Body aches, tired, not even in the mood!!!

For the past few weeks I have been helping my parents out with the move to the new house. Last weekend I spent packing the old house up for the big move. The past few days I have spent setting up and holding a garage sale. Tomorrow is the LARGE Sale and I pray that stuff sells.

My body hurts. Every little nook and cranny, my back, neck, even my toe nails! Between moving things at their house, moving things to my place and going through everything, I feel dirty, cracky, tired and OLD!!!

So my parents are buying all new things for the new house, so my brother and I had first dibs on anything we wanted in the house. I took the small couch, the queen bed, bookcase, night stand and stand. Nothing really much. Well yesterday there is a conversation about the stereo equipment, and how my brother didn't want to take it (IT'S A NICE STEREO) anyhow I didn't even know that they were going to give the stereo to him. I sorta got upset and was like WHAT!!! I'll take it. My mom was like well I'm not paying you to help me then. I was like whatever. I'll take the stereo. But as I was thinking later, I thought What the heck!! My brother hasn't helped with the move or sale @ all!!! And he got all this shit free. The truck, boat, exercise equipment and a bit more stuff, you're going to also give him the stereo? For not doing anything?

Sometimes I really don't think my mom thinks. It's one reason why I set boundaries for us...and am respecting them. I really can't wait this weekend is over and their move is done.

Thursday, June 3, 2010

Do we need to throw it a funeral?

Has courting a woman died in society? Do we need to arrange a funeral for it and stand by its graveside and say what will miss about it? Seriously with today's technology of life it seems that the old fashioned way of courting a woman is Dead! Hand out the hankies there is going to be a lot of crying going on.

When did it become standard for a man to IM or text a woman and say would you like to go out to dinner and then not make the arrangements? When did meeting for coffee or drinks become a standard 1st date? When did a woman's apprehension towards a man because of fear of pain, mean a woman wants a man to beg her? When did being smitten with a woman become something of my grandmother's time?

Who's playing the taps? Put the flags at half mast, pull out the black dresses, and drop the casket 6 feet down. For courting has died and today is the funeral!

Wednesday, June 2, 2010

Sometimes communicating your concerns....isn't easy!

I've learned over the past year through my program to express my wants, needs, views, concerns and set boundaries. So why is it that trying to have and live healthy relationships with people on all levels of your life, seems harder to communicate than to just not say anything at all

Is it so uncommon for people to express their wants and needs in a non-judgemental/negative way that others automatically become defensive? I don't know but I am truly trying to live and treat others in my life the way I want to be treated.

So I was communicating with a guy who I mentioned yesterday to you my dear blog, who purchased a vehicle for a good friend of his today. This friend is a female, she's a single mom of a 16 year old and according to him things are tight and her current vehicle was falling a part. So he decided to spend the money he had set aside to purchase himself another fun vehicle and purchase his friend a reliable car. I admire him for doing it and think it was an amazing thing to do (hey any of you out there want to pay for me to go to New York City, I wouldn't turn it down. *giggles* just saying!)

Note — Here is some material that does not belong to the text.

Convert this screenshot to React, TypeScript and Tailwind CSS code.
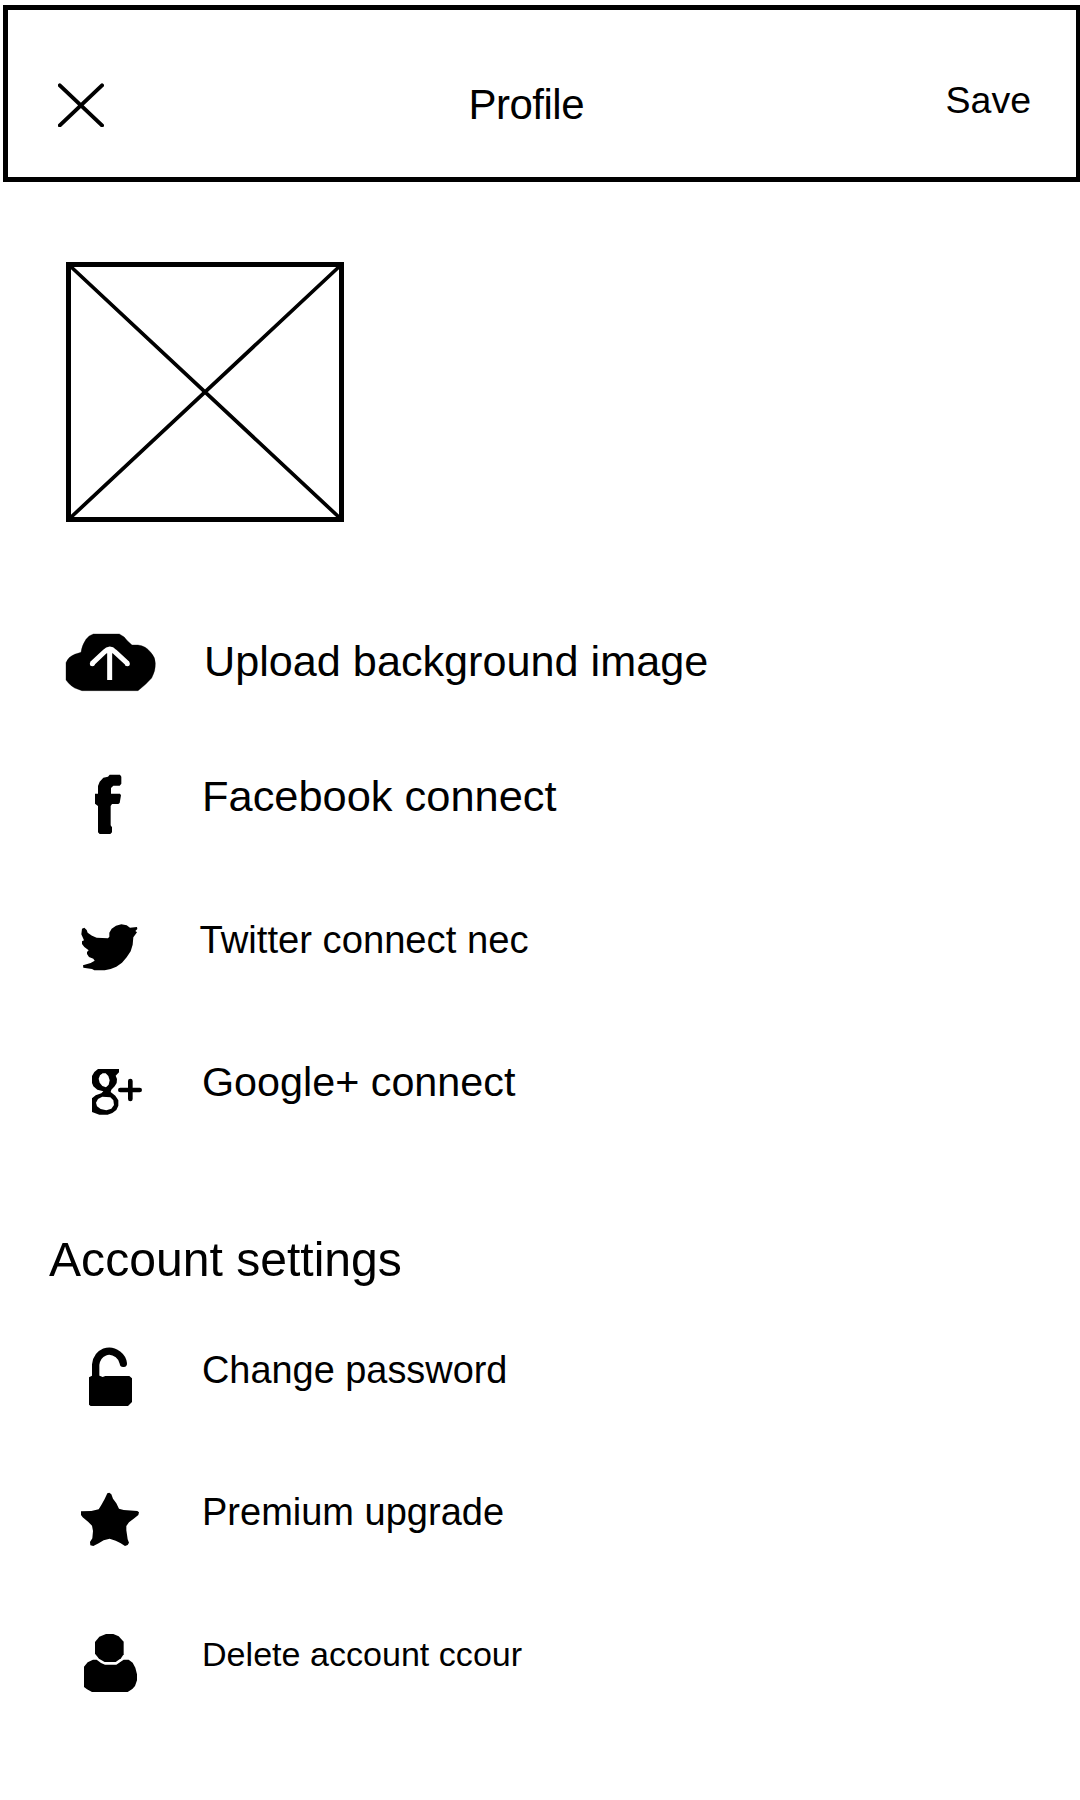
import type { ReactNode } from "react";

function CloudIcon() {
  return (
    <svg className="mt-[29px] h-[80px] w-[120px] shrink-0" viewBox="0 0 360 240">
      <path
        d="M130 42H208Q222 48 232 62L246 75H264Q288 78 302 97Q316 112 316 130Q317 152 305 174Q288 194 264 212H96Q70 206 56 190L48 180V128Q55 110 74 103L93 97Q95 78 108 58Q116 46 130 42Z"
        stroke="#000"
        strokeWidth="1"
        strokeLinejoin="round"
      />
      <path d="M179 180V92M126 131L163 96Q179 80 194 95L233 131" fill="none" stroke="#fff" strokeWidth="15" />
      <circle cx="127" cy="131" r="7.5" fill="#fff" />
      <circle cx="232" cy="131" r="7.5" fill="#fff" />
    </svg>
  );
}

function FacebookIcon() {
  return (
    <svg className="mt-[25px] mr-[10px] ml-[20px] h-[90px] w-[90px] shrink-0" viewBox="0 0 270 270">
      <path d="M119 44H150L154 50V71L149 77H130L123 84V101H150L153 106L149 129L145 132H126L122 138V196L126 202V217L121 222H89L84 217V138L75 131V101H84V78L89 65L100 53L114 50Z" />
    </svg>
  );
}

function TwitterIcon() {
  return (
    <svg className="mt-[33px] mr-[10px] ml-[20px] h-[70px] w-[90px] shrink-0" viewBox="0 0 270 210">
      <path d="M36 56L43 53L50 60L53 68L66 77L80 83L114 85L118 80V68L125 56L138 47L154 43L170 46L180 53L201 51L202 57L196 63L201 67L195 75L190 82L188 104L182 124L170 142L156 158L139 170L122 177L104 181H73L66 177L40 173L39 166L62 159L74 152L70 146L57 141L51 132V126L56 121L43 111L36 102V94L42 91L34 73Z" />
    </svg>
  );
}

function GooglePlusIcon() {
  return (
    <svg className="mt-[31px] mr-[10px] ml-[20px] h-[80px] w-[90px] shrink-0" viewBox="0 0 270 240">
      <path
        fillRule="evenodd"
        d="M84 57H147V67L137 77L141 87L140 99L134 109L124 119L122 126L136 137L145 151V167L139 180L127 189L113 194H88L66 186V145L77 136L94 130L100 124L82 119L70 109L66 99V78L73 66ZM98 70L90 76L86 86L89 98L97 108L108 112L116 104L119 91L115 78L107 70ZM97 140L84 147L78 158L81 169L92 177L109 181L124 176L132 165L130 151L121 142Z"
      />
      <path d="M181 93V147M151 120H209" stroke="#000" strokeWidth="14" strokeLinecap="round" />
    </svg>
  );
}

function UnlockIcon() {
  return (
    <svg className="mt-[24px] mr-[10px] ml-[20px] h-[90px] w-[90px] shrink-0" viewBox="0 0 270 270">
      <path d="M77 150V104Q80 76 104 66Q124 58 144 73Q158 84 160 100" fill="none" stroke="#000" strokeWidth="22" strokeLinecap="round" />
      <path d="M57 142L66 137H89L98 141L106 138H178L186 145V216L174 228H62L57 224Z" />
    </svg>
  );
}

function StarIcon() {
  return (
    <svg className="mt-[31px] mr-[10px] ml-[20px] h-[80px] w-[90px] shrink-0" viewBox="0 0 270 240">
      <path d="M112 40L118 38L124 43L129 56L139 70L147 86L161 90L202 93L207 97L205 105L191 116L177 127L169 138V151L173 178L177 188L173 195L165 198L151 189L137 182L119 176L101 181L86 190L70 198L61 196L60 186L67 175L69 153L66 137L55 126L38 112L33 105V94L64 93L86 88L94 75L104 57Z" />
    </svg>
  );
}

function UserIcon() {
  return (
    <svg className="mt-[29px] mr-[10px] ml-[20px] h-[90px] w-[90px] shrink-0" viewBox="0 0 270 270">
      <path d="M108 42H130L146 49L161 65V103L153 115L137 126H104L87 116L75 101V66L88 50Z" />
      <path d="M53 127L69 119H80L93 129L105 134H139L151 126L161 119H176L188 128L196 143L201 163V181L195 198L187 207L173 216H66L51 208L42 201V140Z" />
    </svg>
  );
}

type RowProps = { icon: ReactNode; row: string; text: string; label: string };

function Row({ icon, row, text, label }: RowProps) {
  return (
    <li className={`flex items-start pl-[50px] ${row}`}>
      {icon}
      <span className={`leading-[48px] whitespace-nowrap ${text}`}>{label}</span>
    </li>
  );
}

export default function App() {
  return (
    <main className="h-[1800px] w-[1080px] overflow-hidden bg-white pt-[5px] font-['Liberation_Sans',Arial,sans-serif] text-black">
      <header className="ml-[3px] flex h-[177px] w-[1078px] items-start border-[5px] border-black pr-[45px] pl-[50px]">
        <svg className="mt-[73px] h-[44px] w-[46px] shrink-0" viewBox="0 0 46 44">
          <path d="M1.8 2.4L44 42.4M44 2.4L1.8 42.4" stroke="#000" strokeWidth="4" strokeLinecap="round" />
        </svg>
        <h1 className="mt-[71px] ml-[364.5px] text-[42px] leading-[48px] tracking-[-0.5px]">Profile</h1>
        <button className="mt-[66px] ml-auto text-[37.5px] leading-[48px]">Save</button>
      </header>

      <div className="mt-[80px] ml-[66px] h-[260px] w-[278px] border-[5px] border-black">
        <svg className="h-full w-full overflow-visible" viewBox="0 0 268 250">
          <path d="M-3 -3L271 253M271 -3L-3 253" stroke="#000" strokeWidth="3.7" strokeLinecap="round" />
        </svg>
      </div>

      <ul className="mt-[69px]">
        <Row icon={<CloudIcon />} row="h-[144px]" text="mt-[46px] ml-[34px] text-[43.2px]" label="Upload background image" />
        <Row icon={<FacebookIcon />} row="h-[142px]" text="mt-[37px] ml-[32px] text-[43.4px]" label="Facebook connect" />
        <Row icon={<TwitterIcon />} row="h-[142px]" text="mt-[39px] ml-[29.5px] text-[38.2px]" label="Twitter connect nec" />
        <Row icon={<GooglePlusIcon />} row="h-[143px]" text="mt-[39px] ml-[32px] text-[41.3px]" label="Google+ connect" />
      </ul>

      <h2 className="h-[144px] pt-[73px] pl-[49px] text-[48.1px] leading-[48px]">Account settings</h2>

      <ul>
        <Row icon={<UnlockIcon />} row="h-[143px]" text="mt-[40px] ml-[32px] text-[37.9px]" label="Change password" />
        <Row icon={<StarIcon />} row="h-[142px]" text="mt-[39px] ml-[32px] text-[38px]" label="Premium upgrade" />
        <Row icon={<UserIcon />} row="h-[143px]" text="mt-[39px] ml-[32px] text-[34.1px]" label="Delete account ccour" />
      </ul>
    </main>
  );
}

So to continue on. Anyhow during this communication I expressed my concerns behind why he had done this for this woman. I was trying to be honest that I was concerned about getting involved with someone whom might have strong feelings for another woman and have just bought her a car. I realized through the conversation that he was feeling a bit attacked and I felt terrible, because this was not my intention at all. My intention was to only express my concerns in a healthy, loving, honest way. *sighs*

When did that become such absurdity? Why is it that we jump to the conclusion that someone is attacking us when they are trying to express their hopes, needs, wants, concerns? Has society become such a out for themselves, defend it for all it's worth system? Where are the peace loving days of the 60's? *giggles* probably washed away with the idea of loving thy neighbor.

Tuesday, June 1, 2010

Sorta like laying there naked in all your flaws!

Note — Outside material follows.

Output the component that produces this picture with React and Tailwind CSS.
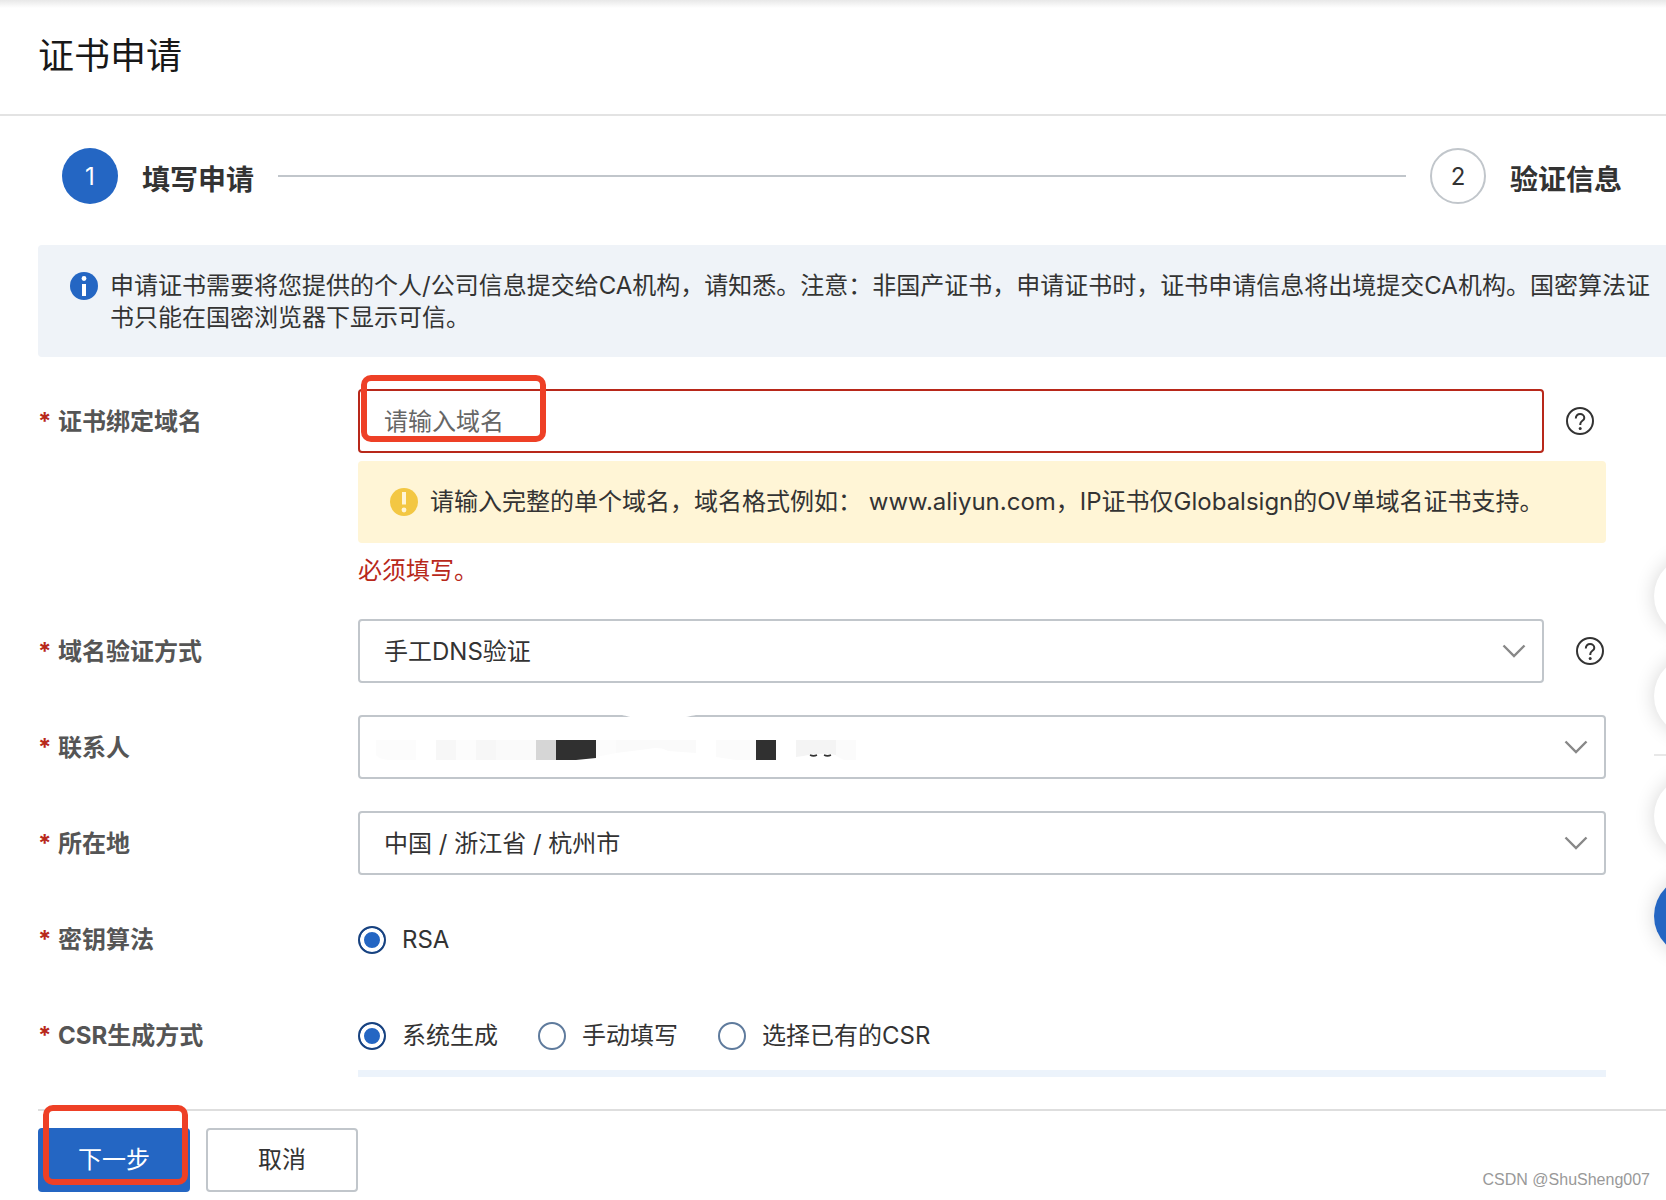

So I am on A LOT of dating sites (really who isn't these days!) anywho. I've been on this one site for gosh I think almost 8 years. I chat in its chatroom and really just enjoy the banter of the room sometimes. I don't take anything from the site seriously as well to be honest I don't think I will find what I am looking for. I actually had my profile off for a long time as I was so tired of the nonsense associated with the emails from men, and women!. I mean seriously why is it just because I have a profile on an adult dating site does it have to ONLY constitute a quick hook up? or that, that is what I am looking for.

I enjoy sex as much, if not more than the next woman (sometimes more so then men) and yes my mind can go STRAIGHT to the gutter if I allow it! But yeesh, there is so much more to me than my beewbies!

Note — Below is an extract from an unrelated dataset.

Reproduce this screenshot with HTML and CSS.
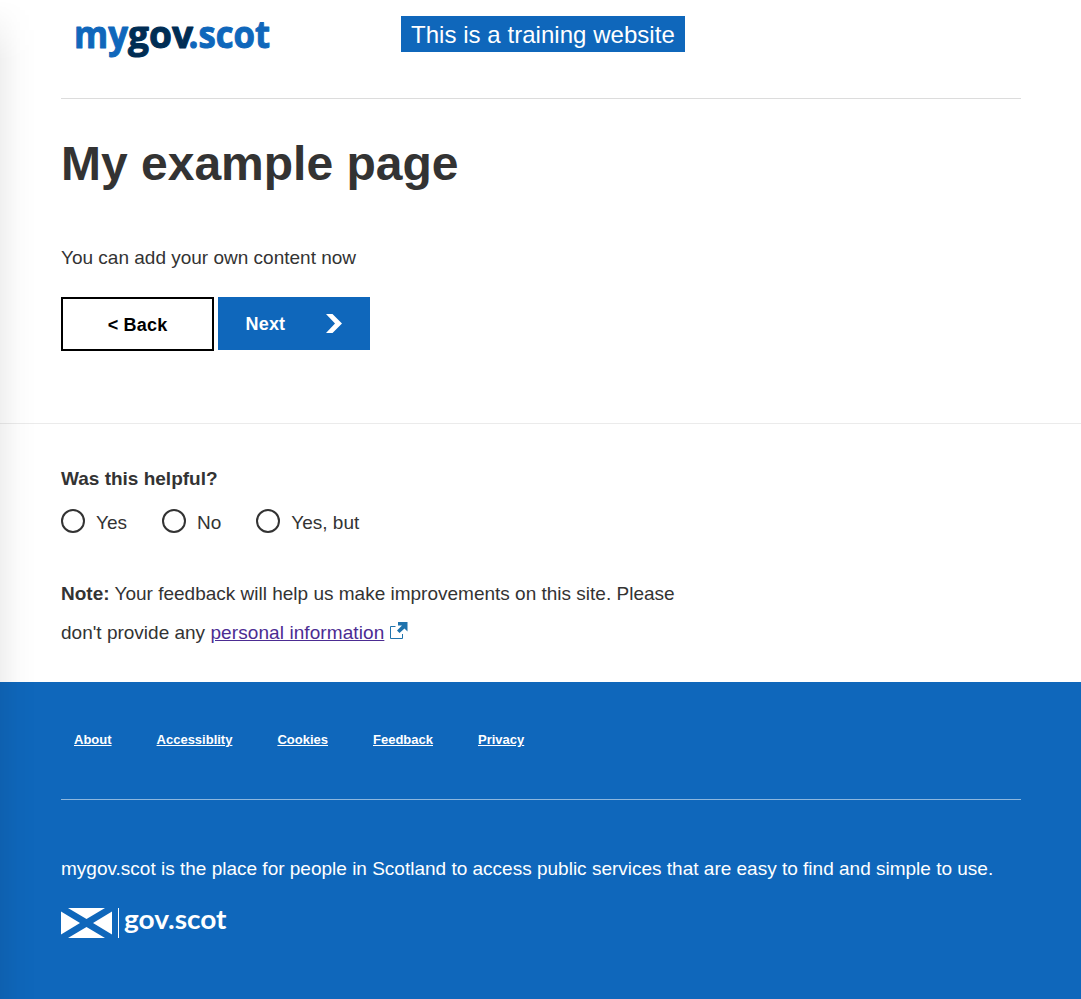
FILE: index.html
```
<!DOCTYPE html>
<html lang="en">
<head>
<meta charset="utf-8">
<title>My example page</title>
<link rel="stylesheet" href="styles.css">
</head>
<body>
<div class="page">
  <header class="site-header">
    <svg class="logo" width="210" height="48" viewBox="0 0 210 48" role="img" aria-label="mygov.scot">
      <g class="logo-text">
        <text class="logo-blue" x="11" y="31.500" textLength="54" lengthAdjust="spacingAndGlyphs">my</text>
        <text class="logo-navy" x="65" y="31.500" textLength="65" lengthAdjust="spacingAndGlyphs">gov</text>
        <text class="logo-blue" x="125.500" y="31.500" textLength="81.500" lengthAdjust="spacingAndGlyphs">.scot</text>
      </g>
    </svg>
    <div class="banner">This is a training website</div>
  </header>
  <main class="content">
    <h1 class="title">My example page</h1>
    <p class="intro">You can add your own content now</p>
    <div class="buttons">
      <button class="button button-back">&lt; Back</button>
      <button class="button button-next">Next
        <svg width="16" height="19" viewBox="0 0 16 19"><path d="M0 0H6.500L16 9.500L6.500 19H0L9 9.500Z" fill="#fff"/></svg>
      </button>
    </div>
  </main>
  <section class="feedback">
    <h2 class="question">Was this helpful?</h2>
    <div class="options">
      <label class="option"><input class="radio" type="radio" name="helpful"><span>Yes</span></label>
      <label class="option"><input class="radio" type="radio" name="helpful"><span>No</span></label>
      <label class="option"><input class="radio" type="radio" name="helpful"><span>Yes, but</span></label>
    </div>
    <p class="note"><b>Note:</b> Your feedback will help us make improvements on this site. Please<br>don't provide any <a class="info-link" href="#">personal information</a><svg class="external" width="18" height="18" viewBox="0 0 18 18"><path d="M5.500 4.500H.5V16.500H12.500V12" fill="none" stroke="#1f73ad"/><path d="M8 0H17.500V9.500L14.500 6.500L9.500 11L7 8.500L12 3.500H8Z" fill="#1f73ad"/></svg></p>
  </section>
  <footer class="footer">
    <nav class="links">
      <a href="#">About</a><a href="#">Accessiblity</a><a href="#">Cookies</a><a href="#">Feedback</a><a href="#">Privacy</a>
    </nav>
    <p class="about">mygov.scot is the place for people in Scotland to access public services that are easy to find and simple to use.</p>
    <svg class="gov-logo" width="170" height="40" viewBox="0 0 170 40" role="img" aria-label="gov.scot">
      <path d="M7 0H44L25.500 11ZM7 30H44L25.500 19ZM0 3.500V26.500L19 15ZM51 3.500V26.500L32 15Z" fill="#fff"/>
      <path d="M57.500 0V30" stroke="#fff"/>
      <text class="gov-text" x="63" y="20.500" textLength="102.500" lengthAdjust="spacingAndGlyphs">gov.scot</text>
    </svg>
  </footer>
  <div class="edge-shade"></div>
</div>
</body>
</html>
```
FILE: styles.css
```
* { box-sizing: border-box; }
body { margin: 0; background: #fff; color: #333; font: 19px/32px "Liberation Sans", Arial, sans-serif; }
.page { position: relative; height: 999px; overflow: hidden; }
.site-header { height: 99px; margin: 0 60px 0 61px; border-bottom: 1px solid #dcdcdc; display: flex; align-items: flex-start; gap: 128px; padding-top: 16px; }
.logo { overflow: visible; margin-left: 2px; }
.logo-text { font: 700 38px "Open Sans", sans-serif; stroke-width: 1; stroke-linejoin: round; }
.logo-blue { fill: #0f67bb; stroke: #0f67bb; }
.logo-navy { fill: #002d54; stroke: #002d54; }
.banner { width: 284px; height: 36px; padding-left: 10px; background: #0f67bb; color: #fff; font-size: 24px; line-height: 38px; letter-spacing: .04px; white-space: nowrap; }
.content { height: 325px; padding: 37px 60px 0 61px; border-bottom: 1px solid #ebebeb; }
.title { margin: 0; font-size: 48px; line-height: 56px; }
.intro { margin: 50px 0 23px; }
.buttons { display: flex; gap: 4px; align-items: flex-start; }
.button { font: bold 18px/24px "Liberation Sans", Arial, sans-serif; letter-spacing: .2px; padding: 0; }
.button-back { width: 153px; height: 54px; border: 2px solid #000; background: #fff; color: #000; padding-top: 2px; }
.button-next { width: 152px; height: 53px; border: 0; background: #0f67bb; color: #fff; display: flex; align-items: center; justify-content: space-between; padding: 0 28px 0 27.5px; }
.feedback { height: 258px; padding: 39px 60px 0 61px; }
.question { margin: 0; font-size: 19px; line-height: 32px; }
.options { display: flex; gap: 35px; margin-top: 10px; height: 34px; }
.option { display: flex; align-items: flex-start; gap: 11px; line-height: 36px; }
.radio { appearance: none; width: 24px; height: 24px; margin: 4px 0 0; border: 2px solid #333; border-radius: 50%; background: #fff; }
.note { margin: 35px 0 0; line-height: 39px; white-space: nowrap; }
.info-link { color: #4c2c92; letter-spacing: .09px; }
.external { margin-left: 6px; vertical-align: -1px; }
.footer { height: 317px; padding: 0 60px 0 61px; background: #0f67bb; color: #fff; }
.links { display: flex; gap: 45px; height: 118px; padding: 42px 0 0 13px; border-bottom: 1px solid #8db7de; font-size: 13px; font-weight: bold; }
.links a { color: #fff; }
.about { margin: 53px 0 23px; white-space: nowrap; }
.gov-logo { display: block; overflow: visible; }
.gov-text { font: 700 27px Lato, sans-serif; fill: #fff; }
.edge-shade { position: absolute; inset: 0 auto 0 0; width: 36px; background: linear-gradient(90deg, rgba(0,0,0,.06), rgba(0,0,0,.015) 50%, transparent); -webkit-mask-image: linear-gradient(transparent, #000 60px); mask-image: linear-gradient(transparent, #000 60px); pointer-events: none; }
```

Anyhow so I turned my profile back on about 3 days ago and made an update on it. Stating something like ask me about my Blog. I'm not sure what made me do it. I suppose because I'm pretty honest and open my dear blog when talking to you and I figured if someone really wants to get to know me they can get a glimpse of me through you my dear blog. What I didn't expect is to feel naked showing all my bodies imperfections, and trust me it's not always a pretty sight!

So here I am now in a state of total dis-belief that someone actually read my blog and wants to ask me out. I feel like a silly school girl blushing and not knowing how to address the situation! Can you believe that? ME A BLUSHING SCHOOL GIRL! *giggles*

So here is the other delimina; although I am honest with you my dear blog I don'ttell you every little aspect of my life. *smiles* I mean I haven't told you recently about what's going on at work, or that mom & dad sold the house and how that is effecting me. Or that The Past is flying the new GF over to the middle east for a vacation. Or that I miss my dog a lot lately. I tell you about the exciting funny dating stories. But there is so much more about me!....like I started my own MEETUP Group....GIRL POWER! and totally excited that we are up to 25 girlies! So yeah you don't know all about me my dear blog. I guess I'm not totally naked I do have some coconuts covering parts of me. *smiles*

*sighs* so now what? Well it seems my Higher Power is watching out for me making me have some patience, as being a standard member on that site I can't return his email till I guess late tonight, patience! We all know I don't have that!

Do I accept a dinner date with this man whom from all aspects of his emails seems respectful, I have been fooled before. Do I stay patience and see how interested he really is and see what he does to convience me he's really the man he wants to be and find a way to make me say yes? Do I make the present pay for former experiences? or isntead allow the present to be exactly that a PRESENT a gift that might actually be pretty amazing!